|Articles, Arts, Asian Diaspora, Interviews, Media Archive, United Kingdom on 2014-03-06 04:30Z by Steven|
P. P. Wong
Daniel York is a successful scriptwriter, director and actor who is passionate about championing equal rights for creative East Asians.
Born of mixed Chinese and English parentage, the talented British writer was selected as part of the Royal Court’s Unheard Voices initiative for emerging East Asian writers. As a result of this, he was invited on to the Royal Court Studio writers group. His short play Song Of Four Seasons (四季歌) featured recently in Tamasha Theatre’s Music & Migration Scratch Night and his other full length play Fake Chinaman In Rehab was given a rehearsed reading by 3rd Kulture Kids in New York City.
Theatre work in London includes Mu-lan’s award winning production of Porcelain at the Royal Court and Forinbras opposite Alan Rickman’s Hamlet at the Riverside Studios. He has won the prestigious Singaporean Life! Theatre Award for Best Supporting Actor for his performance in Pangdemonium’s production of Dealer’s Choice and Freud’s Last Session.
Daniel is currently starring with Katie Leung (Harry Potter) in the play The World of Extreme Happiness.
He is also challenging racist stereotypes of Chinese people through his hilarious play The Fu Manchu Complex.
In an exclusive interview with BW Daniel took time out of his busy schedule to share his wisdom about scriptwriting and what it really takes to get a play to the stage…
…You have worked in the British arts industry for over fifteen years. Would you like to share your experiences as an East Asian artist?
I could actually write a book on this subject (maybe I should!).
When I first left drama school I was immensely lucky as there was a theatre company called Mu-lan who put on gritty, edgy work that completely challenged stereotypes and was absolutely prepared to risk being controversial (in a good way). I was in plays like Porcelain (about a gay Chinese man who murders his boyfriend in a Bethnal Green toilet) which transferred and sold out at the Royal Court, Take Away (about a Chinese take away family in Hainault, Essex facing the winds of change) and, later on, Sun Is Shining (about a dysfunctional relationship between a mixed-race City trader and an alcoholic artist) which transferred off-Broadway New York.
Despite (or perhaps because of) this, Mu-lan lost its funding and there was literally no high-quality theatre work with challenging roles for East Asian actors.
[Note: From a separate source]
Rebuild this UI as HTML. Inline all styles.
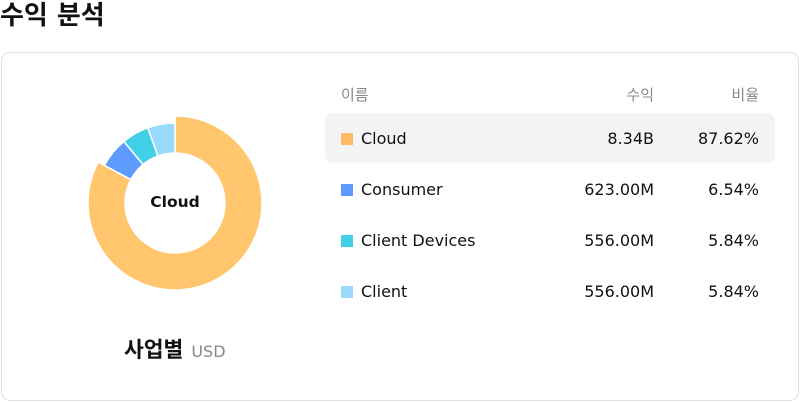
<!DOCTYPE html>
<html><head><meta charset="utf-8"><style>
*{margin:0;padding:0;box-sizing:border-box}
body{width:800px;height:402px;background:#fff;font-family:"DejaVu Sans","Liberation Sans","Noto Sans CJK KR",sans-serif;color:#111;position:relative;overflow:hidden}
.title{position:absolute;left:0;top:1px;font-size:26px;font-weight:bold;line-height:30px;font-family:"DejaVu Sans","Noto Sans CJK KR",sans-serif}
.card{position:absolute;left:1px;top:52px;width:798px;height:349px;border:1px solid #e0e0e8;border-radius:9px}
svg{position:absolute;left:0;top:0}
.sub{position:absolute;left:124px;top:335px;font-size:21.5px;font-weight:bold;font-family:"Noto Sans CJK KR",sans-serif;line-height:28px}
.sub span{font-size:16px;font-weight:normal;color:#888;margin-left:8px;font-family:"DejaVu Sans",sans-serif}
.hd{position:absolute;top:85px;font-size:15px;color:#888;line-height:20px;font-family:"DejaVu Sans","Noto Sans CJK KR",sans-serif}
.hl{position:absolute;left:325px;top:113px;width:450px;height:50px;background:#f4f4f4;border-radius:8px}
.row{position:absolute;left:0;width:800px;height:20px;font-size:16px;line-height:20px}
.sq{position:absolute;left:341px;top:4px;width:12px;height:12px}
.nm{position:absolute;left:361px}
.rv{position:absolute;right:146px}
.pc{position:absolute;right:41px}
</style></head><body>
<div class="title">수익 분석</div>
<div class="card"></div>
<svg width="800" height="402">
<g stroke="#fff" stroke-width="1.5" stroke-linejoin="round">
<path d="M175 116 A87 87 0 1 1 98.19 162.15 L130.85 179.52 A50 50 0 1 0 175 153 Z" fill="#FFC66E"/>
<path d="M104.37 165.44 A80 80 0 0 1 123.9 141.45 L143.06 164.53 A50 50 0 0 0 130.85 179.52 Z" fill="#5E9BFF"/>
<path d="M123.9 141.45 A80 80 0 0 1 147.77 127.78 L157.98 155.98 A50 50 0 0 0 143.06 164.53 Z" fill="#42D0E6"/>
<path d="M147.77 127.78 A80 80 0 0 1 175 123 L175 153 A50 50 0 0 0 157.98 155.98 Z" fill="#98D9FC"/>
</g>
<text x="175" y="207" text-anchor="middle" font-family="DejaVu Sans,sans-serif" font-weight="bold" font-size="15.5" fill="#111">Cloud</text>
</svg>
<div class="sub">사업별<span>USD</span></div>
<div class="hd" style="left:341px">이름</div>
<div class="hd" style="right:146px">수익</div>
<div class="hd" style="right:41px">비율</div>
<div class="hl"></div>
<div class="row" style="top:129px"><div class="sq" style="background:#FFBA66"></div><div class="nm">Cloud</div><div class="rv">8.34B</div><div class="pc">87.62%</div></div>
<div class="row" style="top:180px"><div class="sq" style="background:#5E9BFF"></div><div class="nm">Consumer</div><div class="rv">623.00M</div><div class="pc">6.54%</div></div>
<div class="row" style="top:231px"><div class="sq" style="background:#42D0E6"></div><div class="nm">Client Devices</div><div class="rv">556.00M</div><div class="pc">5.84%</div></div>
<div class="row" style="top:282px"><div class="sq" style="background:#98D9FC"></div><div class="nm">Client</div><div class="rv">556.00M</div><div class="pc">5.84%</div></div>
</body></html>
Without that you’re left with the mainstream and the mainstream industry in the UK has a real problem with East Asians.
They don’t know how to write for them and they often don’t know how to cast them. The only roles on TV are ridiculously stereotypical but even worse nearly always ridiculously bland. Plus it’s difficult to land those roles if you’re a mixed race male. If you can’t do TV it’s hard to do theatre. I’ve found a bit of joy in classical theatre but even now, with the CV I’ve got, I generally won’t be considered for Shakespeare or whatever. One theatre director who wanted to cast me in the lead in a play was met with the argument “but he’s Chinese!” from the theatre boss.
Generally with all acting you have to be able to portray a cliché successfully before you can move on. The most successful theatre actor of this generation is arguably Simon Russell Beale. I can remember seeing him early in his career play three camp, portly fops in Restoration comedies at Stratford. Literally the same role three times. But he was so good at it he became successful and then was able to break out.
But if all you can get seen for are take-away owners and waiters and you don’t look Chinese enough you’ve had it…
Read the entire interview here.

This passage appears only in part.